- Born: May 27, 1812 England
- Died: 1846 (aged 33) Calcutta, British India
- Allegiance: Republic of Texas
- Branch: Texian Army
- Conflicts: Texas Revolution

= George K. Teulon =

English–Texian journalist and freemason

George Knight Teulon (May 27, 1812 – 1846) was a 19th-century English-Texian journalist and freemason who was a cofounder and the editor of The Austin City Gazette, the first newspaper published in Austin, the capital of the Republic of Texas, and the publisher of The Western Advocate.

==Life==
George Knight Teulon was born on May 27, 1812, as the tenth child of eleven children born to Thomas Anthony Teulon and Rachel (née Hensman) Teulon. The August 21, 1834, issue of the Montreal Herald and Daily Commercial Gazette contains a notice from August 13, 1834, for those who were indebted to the estate of P. H. Teulon, to make payment to George K. Teulon, or the executor of the estate before the accounts were to be transferred to an attorney. Peter Hensman Teulon was a brother of George K. Teulon and died in 1834. George K. Teulon signed a loyalist invitation in 1834, before the Lower Canada Rebellion began. Teulon served in the Texian Army in the Texas Revolution. He was a cofounder of The Austin City Gazette when it was established in 1839 and became the editor in January 1840. Before his editorship, the paper supported the policies of Mirabeau B. Lamar. Afterwards, it became Anti-Lamar and supported Sam Houston. In the third volume of The Writings of Sam Houston 1813–1863, the newspaper is mentioned as "an Anti-Houston, and anti-administration paper". The newspaper was the publisher to the Congress of the Republic of Texas and about half of the paper concerned the acts of Congress, presidential decrees, and other government matters. He was one of the first members of the Austin Lyceum, which was incorporated by the Congress of the Republic of Texas on February 4, 1841, "for the encouragement of literary and scientific pursuits".

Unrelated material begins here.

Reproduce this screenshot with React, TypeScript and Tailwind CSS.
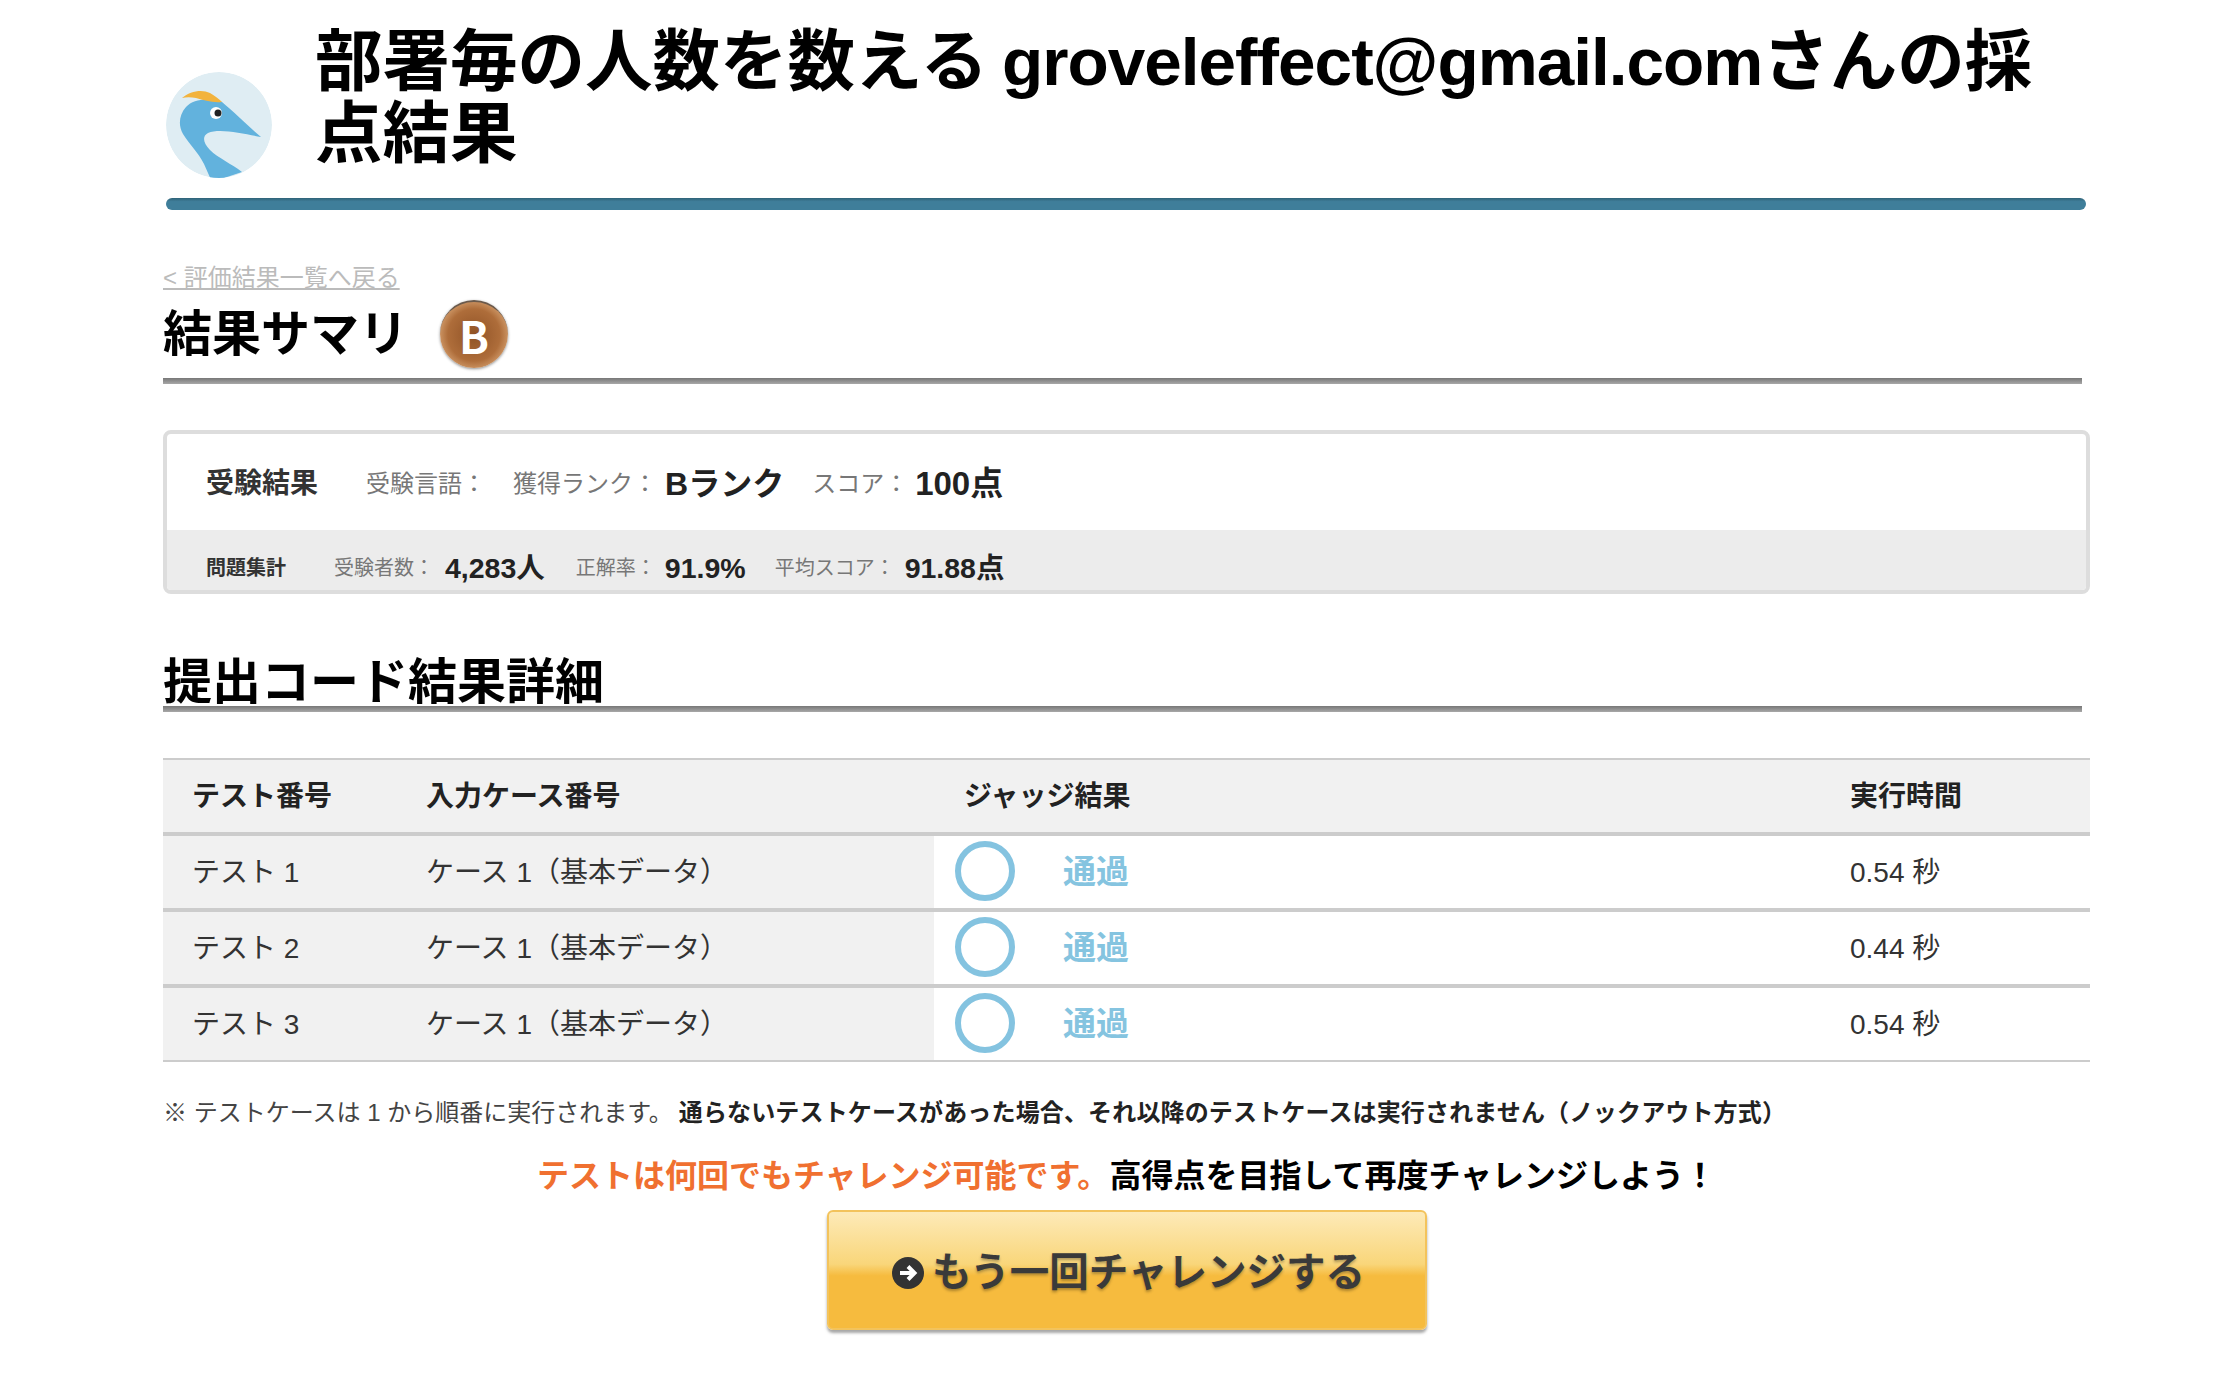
import React from "react";

const rows = [
  { test: "テスト 1", time: "0.54 秒" },
  { test: "テスト 2", time: "0.44 秒" },
  { test: "テスト 3", time: "0.54 秒" },
];

const Logo = () => (
  <svg width="106" height="106" viewBox="0 0 106 106" className="mb-[20px] shrink-0">
    <defs>
      <clipPath id="logo-clip">
        <circle cx="53" cy="53" r="53" />
      </clipPath>
    </defs>
    <g clipPath="url(#logo-clip)">
      <circle cx="53" cy="53" r="53" fill="#dfedf3" />
      <path
        d="M56 30 C44 26 28 26 20 35 C13 43 12 53 17 62 C24 73 32 80 38 92 L46 110 L76 100 C66 92 52 86 44 78 C37 71 36 64 42 61 C54 56 78 62 95 65 C82 54 68 40 56 30 Z"
        fill="#62b2dd"
      />
      <path d="M16 26 C24 19 36 17 44 21 C49 24 53 27 56 30 C46 31 38 28 30 26 C25 25 20 25 16 26 Z" fill="#f2b33d" />
      <circle cx="50" cy="41" r="6" fill="#ffffff" />
      <circle cx="52" cy="41" r="3.5" fill="#222222" />
    </g>
  </svg>
);

const Badge = () => (
  <div className="ml-[32px] flex h-[68px] w-[68px] items-center justify-center rounded-full border-t-2 border-[#6b5a4c] bg-[radial-gradient(circle_at_50%_50%,#8f5226_0%,#ae6d3a_55%,#dba878_82%,#a8672f_100%)] font-['Noto_Sans_CJK_JP',sans-serif] text-[44px] font-bold leading-none text-white shadow-[0_1px_3px_rgba(0,0,0,0.45)]">
    B
  </div>
);

const Label = ({ className, children }: { className: string; children: React.ReactNode }) => (
  <span className={`text-[#777777] ${className}`}>{children}</span>
);

const App = () => {
  return (
    <div className="min-h-[1388px] bg-white pt-[26px] font-['Liberation_Sans','Noto_Sans_CJK_JP',sans-serif] text-[#222222]">
      <div className="ml-[163px] w-[1927px]">
        <div className="ml-[3px] w-[1920px]">
          <div className="flex items-end">
            <Logo />
            <h1 className="ml-[43px] pb-[28px] text-[67.5px] font-bold leading-[72px] text-black">
              部署毎の人数を数える<span className="ml-[14px] tracking-[-1px]">groveleffect@gmail.com</span>さんの採点結果
            </h1>
          </div>
          <div className="h-[12px] rounded-[6px] bg-[linear-gradient(#2f6378,#3f7e9a_30%,#3f7e9a)]" />
        </div>

        <a className="mt-[53px] block text-[24px] leading-[30px] text-[#bbbbbb] underline">&lt; 評価結果一覧へ戻る</a>

        <div className="flex h-[85px] w-[1919px] items-center pb-[4px]">
          <h2 className="text-[49px] font-bold leading-[60px] text-black">結果サマリ</h2>
          <Badge />
        </div>
        <div className="h-[6px] w-[1919px] bg-[linear-gradient(#777777,#a8a8a8)]" />

        <div className="mt-[46px] h-[164px] overflow-hidden rounded-[8px] border-4 border-[#dddddd]">
          <div className="flex h-[96px] items-center pl-[39px] pt-[3px]">
            <span className="text-[28px] font-bold text-[#333333]">受験結果</span>
            <Label className="ml-[48px] text-[24px]">受験言語：</Label>
            <Label className="ml-[27px] text-[24px]">獲得ランク：</Label>
            <span className="ml-[8px] text-[32px] font-bold">Bランク</span>
            <Label className="ml-[28px] text-[24px]">スコア：</Label>
            <span className="ml-[7px] text-[33px] font-bold">100点</span>
          </div>
          <div className="flex h-[60px] items-center bg-[#ececec] pl-[39px] pt-[16px]">
            <span className="text-[20px] font-bold text-[#333333]">問題集計</span>
            <Label className="ml-[48px] text-[20px]">受験者数：</Label>
            <span className="ml-[11px] text-[28.5px] font-bold">4,283人</span>
            <Label className="ml-[31px] text-[20px]">正解率：</Label>
            <span className="ml-[9px] text-[28.5px] font-bold">91.9%</span>
            <Label className="ml-[29px] text-[20px]">平均スコア：</Label>
            <span className="ml-[10px] text-[28.5px] font-bold">91.88点</span>
          </div>
        </div>

        <h2 className="mt-[65px] pb-[1px] text-[49px] font-bold leading-[46px] text-black">提出コード結果詳細</h2>
        <div className="h-[6px] w-[1919px] bg-[linear-gradient(#777777,#a8a8a8)]" />

        <div className="mt-[46px] border-t-2 border-[#cccccc]">
          <div className="grid h-[76px] grid-cols-[234px_537px_886px_270px] items-center border-b-4 border-[#cccccc] bg-[#f1f1f1] pt-[2px] text-[28px] font-bold">
            <div className="pl-[29px]">テスト番号</div>
            <div className="pl-[29px]">入力ケース番号</div>
            <div className="pl-[30px]">ジャッジ結果</div>
            <div className="pl-[30px]">実行時間</div>
          </div>
          {rows.map((row, i) => (
            <div
              key={row.test}
              className={`grid grid-cols-[234px_537px_886px_270px] text-[28px] text-[#333333] ${
                i === 2 ? "h-[74px] border-b-2" : "h-[76px] border-b-4"
              } border-[#cccccc]`}
            >
              <div className="flex items-center bg-[#f1f1f1] pl-[29px] pt-[2px]">{row.test}</div>
              <div className="flex items-center bg-[#f1f1f1] pl-[29px] pt-[2px]">ケース 1（基本データ）</div>
              <div className="flex items-center pl-[21px]">
                <div className="mb-[2px] h-[60px] w-[60px] rounded-full border-[6px] border-[#84c3e0]" />
                <span className="ml-[48px] text-[33px] font-bold text-[#85c4e0]">通過</span>
              </div>
              <div className="flex items-center pl-[30px] pt-[2px]">{row.time}</div>
            </div>
          ))}
        </div>

        <p className="mt-[35px] text-[24px] leading-[32px] text-[#444444]">
          ※ テストケースは 1 から順番に実行されます。
          <strong className="ml-[6px] font-bold tracking-[0.15px] text-[#222222]">
            通らないテストケースがあった場合、それ以降のテストケースは実行されません（ノックアウト方式）
          </strong>
        </p>

        <p className="mt-[27px] text-center text-[32px] font-bold leading-[40px] text-black">
          <span className="text-[#f07030]">テストは何回でもチャレンジ可能です。</span>高得点を目指して再度チャレンジしよう！
        </p>

        <div className="mt-[14px] flex justify-center">
          <button className="flex h-[120px] w-[600px] items-center justify-center rounded-[6px] border-2 border-[#f3c35c] bg-[linear-gradient(#fdeab8,#f9d67a_45%,#f6bb3e_55%,#f6bb3e)] pl-[4px] pt-[6px] shadow-[0_3px_3px_rgba(0,0,0,0.35)]">
            <svg width="32" height="32" viewBox="0 0 32 32" className="mr-[8px] shrink-0">
              <circle cx="16" cy="16" r="16" fill="#333333" />
              <path d="M8 16 H22 M16 9.5 L22.5 16 L16 22.5" fill="none" stroke="#ffffff" strokeWidth="4" />
            </svg>
            <span className="text-[39.5px] font-bold leading-none text-[#3a3a3a] [text-shadow:0_2px_3px_rgba(0,0,0,0.3)]">
              もう一回チャレンジする
            </span>
          </button>
        </div>
      </div>
    </div>
  );
};

export default App;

Teulon sent gifts to Sam Houston and Margaret Lea Houston in 1842, which he described as "a musical magazine and 'Ladies Companion' packet workbox". In a November 30, 1842, issue of the Edgefield Advertiser, the second page includes an announcement from Teulon that a William P. Lewis, who formerly lived in Austin, was forever expelled from all the privileges and benefits of masonry due to unmasonic conduct and mentions Teulon as holding the position of King, High Priest p. t. of Lone Star Royal Arch Chapter No. 4.
On March 31, 1843, U.S. congressman and former U.S. President John Quincy Adams inscribed in his diary,Western Advocate by George K. Teulon— N. 1
City of Austin Saturday 18 Feby 1843— The Western Advocate, which Teulon was the publisher of, operated from February 1843 to 1844.

On June 17, 1843, Teulon invited the former president of the Republic of Texas, Mirabeau B. Lamar, to a public barbecue in Austin upon his return to the Republic of Texas.

The coat of arms of the Republic of Texas

In 1844, Teulon, then the Grand Secretary of the Grand Lodge of the Republic of Texas when John Alexander Greer was the Grand Master, addressed a meeting of freemasons in Portland, Maine, and made remarks about masonic symbolism in Texas's chosen symbol, the "Lone Star". He told attendees, "Texas is emphatically a Masonic Country: Our national emblem, the 'Lone Star', was chosen from among the emblems selected by Freemasonry, to illustrate the moral virtues — it is a five-pointed star, and alludes to the five points of fellowship."

Also in 1844, Teulon wrote in The Freemason's Monthly Magazine that "Texas is emphatically a Masonic Country; all of our Presidents and Vice-President, and four-fifths of our State Officers were and are Masons: by Freemasonry to illustrate the moral virtues--it is a Five Pointed Star ... May it ever bind us in the holy Bond of Fraternal Union and govern our social, Masonic, and Political intercourse".

Teulon was sent by the Grand Lodge of Texas as its representative to the Grand Lodge of England. He later resigned this post and lived for some months in Boston, Massachusetts, but was unsuccessful in finding suitable work. He then moved to Calcutta and worked for the General Post Office.

==Death==
Volume VI of The Freemason's Monthly Magazine records Teulon as dying in Calcutta, British India, in March 1846. An English genealogical book from 1908 mentions that he died in Calcutta on April 24, 1846.

George Fleming Moore, who at the time of the 1874 Supreme Court of Texas case The State v. Estate of George K. Teulon was an associate justice of the Supreme Court of Texas, wrote Teulon was "averred" to have "died in Brazil without having sold or transferred said property".

John Henry Brown, in his History of Texas, from 1685 to 1892, published in 1893, wrote that Teulon died in Hong Kong.